A ricordare questa forte e strutturata organizzazione è stato il procuratore aggiunto della Direzione nazionale antimafia Antonio Patrono nel corso dell’audizione del 21 giugno in Commissione parlamentare antimafia, della quale si conosce ora il contenuto.
Patrono ha portato in luce due aspetti che se in Calabria sono noti anche ai sassi, in Piemonte sono destinati a fare più rumore: il rapporto con la politica e le mani nei portafogli delle mafie.

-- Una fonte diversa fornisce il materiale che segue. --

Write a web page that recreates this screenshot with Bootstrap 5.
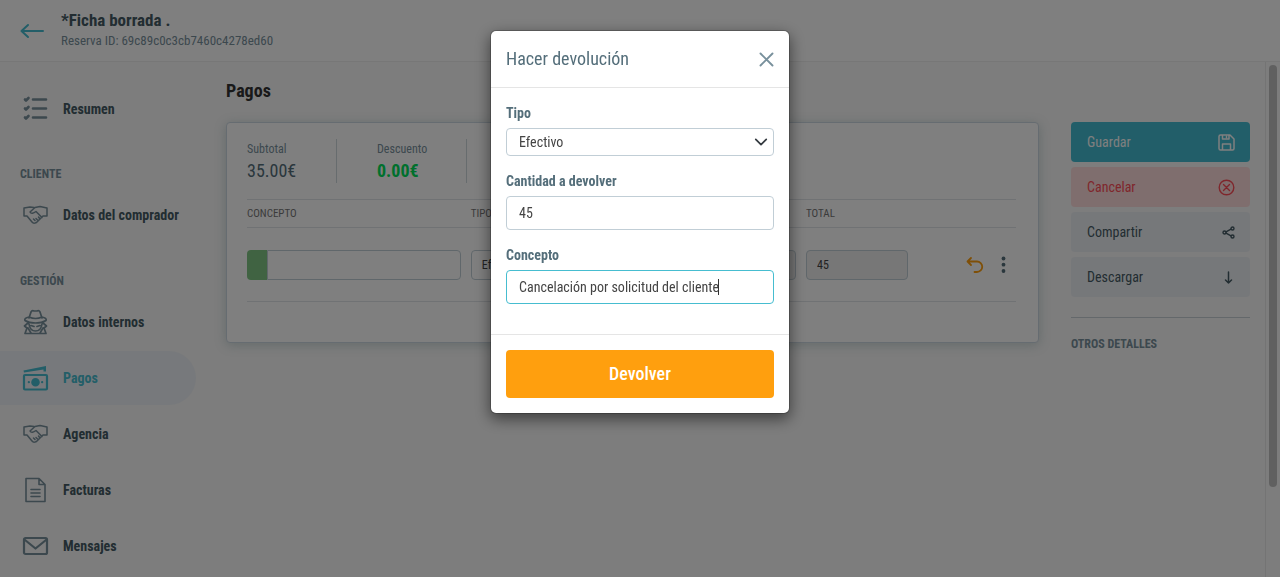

“Abbiamo verificato che le occasioni in cui si realizzano con maggiore evidenza i contatti tra esponenti della 'ndrangheta ed esponenti politici – ha detto infatti il pm antimafia – sono le competizioni elettorali. Sono stati accertati numerosi episodi in cui l’organizzazione si è impegnata a raccogliere voti a favore di determinati esponenti politici dietro corrispettivo di denaro o promessa di futuri vantaggi. Sarà un caso ma il contatto immediato, più diretto, forse anche perché è più facile scoprirlo, l’abbiamo rilevato quando c'erano di mezzo elezioni di vario genere. Non pensate, quindi, solo alle elezioni politiche e agli esponenti più noti, perché in realtà le interferenze politiche, e i nomi dei politici che sono stati coinvolti lo dimostrano, si sono rivelate più significative in contesti territoriali e istituzionali circoscritti”.

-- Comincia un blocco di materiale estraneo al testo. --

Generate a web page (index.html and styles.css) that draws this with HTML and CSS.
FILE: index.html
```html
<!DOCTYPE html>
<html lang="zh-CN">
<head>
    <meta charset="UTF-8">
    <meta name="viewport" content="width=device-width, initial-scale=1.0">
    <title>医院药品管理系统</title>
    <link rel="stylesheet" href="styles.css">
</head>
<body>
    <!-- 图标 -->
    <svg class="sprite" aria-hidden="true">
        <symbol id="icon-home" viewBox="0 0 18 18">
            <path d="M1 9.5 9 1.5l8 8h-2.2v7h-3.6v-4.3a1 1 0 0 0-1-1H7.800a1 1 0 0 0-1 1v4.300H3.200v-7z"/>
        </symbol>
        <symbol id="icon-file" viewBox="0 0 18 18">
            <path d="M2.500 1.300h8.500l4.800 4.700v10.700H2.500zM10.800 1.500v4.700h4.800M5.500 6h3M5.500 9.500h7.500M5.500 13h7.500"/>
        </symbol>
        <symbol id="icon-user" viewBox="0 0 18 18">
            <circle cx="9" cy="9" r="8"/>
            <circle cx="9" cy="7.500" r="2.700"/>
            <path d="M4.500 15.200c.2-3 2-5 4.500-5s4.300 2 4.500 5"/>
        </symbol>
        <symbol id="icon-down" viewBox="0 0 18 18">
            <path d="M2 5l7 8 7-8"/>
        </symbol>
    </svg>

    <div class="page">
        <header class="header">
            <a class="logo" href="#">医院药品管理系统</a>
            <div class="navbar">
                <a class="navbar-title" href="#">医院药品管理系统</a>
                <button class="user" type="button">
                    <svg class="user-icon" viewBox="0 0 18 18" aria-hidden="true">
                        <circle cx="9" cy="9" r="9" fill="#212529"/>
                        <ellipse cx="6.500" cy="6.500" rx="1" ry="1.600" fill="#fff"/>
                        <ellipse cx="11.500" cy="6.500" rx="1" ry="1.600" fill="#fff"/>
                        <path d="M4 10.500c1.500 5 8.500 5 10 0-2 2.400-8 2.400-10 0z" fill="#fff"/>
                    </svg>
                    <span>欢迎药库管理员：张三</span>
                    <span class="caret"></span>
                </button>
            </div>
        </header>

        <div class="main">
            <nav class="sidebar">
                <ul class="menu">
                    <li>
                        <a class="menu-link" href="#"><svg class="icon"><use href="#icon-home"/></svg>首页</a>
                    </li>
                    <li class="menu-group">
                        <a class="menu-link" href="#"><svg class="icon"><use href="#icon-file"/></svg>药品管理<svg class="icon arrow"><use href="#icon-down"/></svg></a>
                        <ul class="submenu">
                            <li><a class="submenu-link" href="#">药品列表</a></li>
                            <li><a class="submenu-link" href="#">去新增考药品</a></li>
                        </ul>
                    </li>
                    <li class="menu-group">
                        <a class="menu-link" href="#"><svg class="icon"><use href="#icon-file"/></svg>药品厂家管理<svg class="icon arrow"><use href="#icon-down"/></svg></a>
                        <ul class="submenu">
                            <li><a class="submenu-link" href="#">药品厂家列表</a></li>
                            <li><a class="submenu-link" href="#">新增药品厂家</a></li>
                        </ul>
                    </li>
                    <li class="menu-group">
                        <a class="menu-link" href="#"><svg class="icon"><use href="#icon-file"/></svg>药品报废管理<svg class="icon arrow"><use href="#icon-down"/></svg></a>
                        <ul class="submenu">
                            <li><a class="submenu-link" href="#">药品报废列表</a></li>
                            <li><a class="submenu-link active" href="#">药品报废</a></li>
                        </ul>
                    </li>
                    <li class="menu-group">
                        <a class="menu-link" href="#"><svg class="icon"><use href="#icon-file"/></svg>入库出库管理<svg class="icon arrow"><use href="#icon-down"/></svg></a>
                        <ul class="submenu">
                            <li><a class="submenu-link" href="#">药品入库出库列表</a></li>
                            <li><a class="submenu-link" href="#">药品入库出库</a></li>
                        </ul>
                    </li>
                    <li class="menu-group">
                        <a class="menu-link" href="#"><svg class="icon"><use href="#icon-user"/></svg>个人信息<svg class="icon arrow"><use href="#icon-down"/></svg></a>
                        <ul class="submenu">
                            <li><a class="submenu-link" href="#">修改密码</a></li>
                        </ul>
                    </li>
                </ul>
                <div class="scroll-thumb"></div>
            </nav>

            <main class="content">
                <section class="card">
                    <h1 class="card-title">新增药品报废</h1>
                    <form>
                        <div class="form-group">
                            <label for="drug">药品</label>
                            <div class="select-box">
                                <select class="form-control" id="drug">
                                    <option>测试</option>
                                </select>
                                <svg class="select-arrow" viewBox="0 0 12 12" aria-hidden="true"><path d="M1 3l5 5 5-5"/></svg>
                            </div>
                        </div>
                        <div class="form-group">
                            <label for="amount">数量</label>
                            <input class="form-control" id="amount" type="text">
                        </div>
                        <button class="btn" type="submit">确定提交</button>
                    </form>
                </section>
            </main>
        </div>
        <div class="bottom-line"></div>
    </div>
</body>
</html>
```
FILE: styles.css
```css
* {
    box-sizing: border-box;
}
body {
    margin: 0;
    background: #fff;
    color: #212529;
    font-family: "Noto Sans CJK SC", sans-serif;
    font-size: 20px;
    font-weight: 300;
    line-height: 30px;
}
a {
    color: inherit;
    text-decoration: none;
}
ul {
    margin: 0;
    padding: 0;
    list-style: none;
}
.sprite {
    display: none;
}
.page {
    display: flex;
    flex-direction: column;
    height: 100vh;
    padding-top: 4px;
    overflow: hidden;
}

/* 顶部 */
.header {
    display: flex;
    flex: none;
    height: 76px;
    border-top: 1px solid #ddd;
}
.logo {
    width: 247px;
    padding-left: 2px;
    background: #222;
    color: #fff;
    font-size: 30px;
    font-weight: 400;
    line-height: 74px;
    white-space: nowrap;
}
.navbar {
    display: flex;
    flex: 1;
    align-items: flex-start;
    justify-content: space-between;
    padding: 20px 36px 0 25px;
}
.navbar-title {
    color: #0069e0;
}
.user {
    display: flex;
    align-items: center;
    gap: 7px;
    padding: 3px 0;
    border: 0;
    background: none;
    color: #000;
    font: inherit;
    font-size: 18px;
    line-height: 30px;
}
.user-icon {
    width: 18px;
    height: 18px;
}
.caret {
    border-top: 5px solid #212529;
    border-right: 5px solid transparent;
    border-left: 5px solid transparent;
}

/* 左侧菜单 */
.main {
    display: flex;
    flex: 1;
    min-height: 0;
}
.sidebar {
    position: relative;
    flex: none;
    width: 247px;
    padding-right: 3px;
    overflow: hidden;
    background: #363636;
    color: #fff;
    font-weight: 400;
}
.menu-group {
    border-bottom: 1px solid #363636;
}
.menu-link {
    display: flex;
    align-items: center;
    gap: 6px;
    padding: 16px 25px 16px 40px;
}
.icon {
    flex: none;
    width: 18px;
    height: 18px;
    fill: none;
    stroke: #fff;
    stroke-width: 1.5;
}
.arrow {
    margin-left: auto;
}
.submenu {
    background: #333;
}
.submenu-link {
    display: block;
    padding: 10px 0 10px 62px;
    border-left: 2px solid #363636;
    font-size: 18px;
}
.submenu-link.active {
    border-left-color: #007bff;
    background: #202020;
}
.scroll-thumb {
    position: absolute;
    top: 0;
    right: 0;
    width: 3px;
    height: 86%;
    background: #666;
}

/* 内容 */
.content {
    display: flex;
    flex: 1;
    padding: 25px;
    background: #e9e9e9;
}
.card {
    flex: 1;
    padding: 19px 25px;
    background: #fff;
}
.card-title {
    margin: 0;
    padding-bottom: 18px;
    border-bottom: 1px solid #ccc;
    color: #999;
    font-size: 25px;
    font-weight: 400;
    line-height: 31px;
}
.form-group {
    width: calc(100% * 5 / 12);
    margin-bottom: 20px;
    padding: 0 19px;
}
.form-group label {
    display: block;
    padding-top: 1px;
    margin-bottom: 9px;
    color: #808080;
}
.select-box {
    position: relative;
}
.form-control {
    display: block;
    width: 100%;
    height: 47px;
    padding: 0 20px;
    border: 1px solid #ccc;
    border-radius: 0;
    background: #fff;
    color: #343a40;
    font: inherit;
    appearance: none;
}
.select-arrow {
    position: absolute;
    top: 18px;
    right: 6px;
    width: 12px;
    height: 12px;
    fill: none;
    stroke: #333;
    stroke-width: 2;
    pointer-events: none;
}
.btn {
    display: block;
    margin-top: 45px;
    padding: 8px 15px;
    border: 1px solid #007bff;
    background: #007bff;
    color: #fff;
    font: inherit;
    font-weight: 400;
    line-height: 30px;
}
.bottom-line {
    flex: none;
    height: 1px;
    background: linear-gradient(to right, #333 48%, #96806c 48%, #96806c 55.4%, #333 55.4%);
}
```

Insomma – come ha avuto modo di dimostrare con dati alla mano il sociologo Nando Dalla Chiesa nel corso del seminario sulle infiltrazioni delle mafie al Nord organizzato a Torino da Libera l’8 ottobre – la ‘ndrangheta riesce più facilmente a condizionare i piccoli centri dove il rapporto è più facile e diretto.
OCCHIO AL PORTAFOGLIO
Quanto ai beni sequestrati, Patrono ha avuto modo di raccontare particolari inediti sui sequestri, per un valore complessivo di circa 120 milioni, che sono stati effettuati a giugno. “Il giudice per le indagini preliminari che ha interrogato i soggetti coinvolti nell’operazione Minotauro – ha spiegato Patrono in Commissione parlamentare antimafia – mi ha riferito che quasi tutti gli arrestati si preoccupavano e chiedevano conto e ragione non tanto della loro cattura e del fatto di essere finiti in prigione, quanto del fatto che fossero state loro sequestrate case, ville, macchine e aziende. Sono rimasti sorpresi e particolarmente preoccupati da questo aspetto dell’intervento repressivo, mentre il carcere per loro è qualcosa che evidentemente hanno messo in conto. Molti lo hanno già conosciuto e chi ancora non lo conosceva sapeva che comunque prima o poi sarebbe stato arrestato. Questa è la mentalità di tali soggetti, che sono veri mafiosi, anche se sono nati e vivono in zone diverse dalla Calabria. Costoro non riescono neanche a comprendere il motivo per cui possono essere spogliati dei loro beni, non solo di quelli acquisiti con il provento di crimini, ma anche di quelli non direttamente provenienti da reati individuati, o dimostrati tali, dei quali non siano in grado di giustificare la legittima provenienza in base al reddito dichiarato. Pertanto, quando arrivavano innanzi al giudice che doveva interrogarli, per prima cosa gli chiedevano il motivo per cui erano stati sequestrati loro questi beni, essendo per loro un grande mistero. Continueremo quindi a effettuare questi sequestri: questa è la via per ottenere i risultati più importanti, con maggiore impatto e con effetti di più lungo periodo”.
L’ULTIMA OPERAZIONE
E del resto, proprio ieri, mercoledì 9 ottobre, la Direzione investigativa antimafia di Torino ha proceduto alla confisca definitiva di beni riconducibili a Nicola Assisi, 53enne di Grimaldi (Cosenza), pluripregiudicato per associazione a delinquere finalizzato al traffico internazionale di stupefacenti, condannato con sentenza definitiva a 13 anni di reclusione, latitante.
Il Tribunale di Torino – attraverso la sezione delle misure di prevenzione – ha emesso, il 9 ottobre 2009, il decreto di sequestro anticipato della villa e dei terreni adiacenti a San Giusto Canavese e dell’Audi A4 di proprietà. Il valore dei beni è di circa 1,5 milioni.
Il 30 settembre 2011 la Corte di cassazione ha confermato la confisca dei beni mobili ed immobili della famiglia Assisi, rendendola definitiva.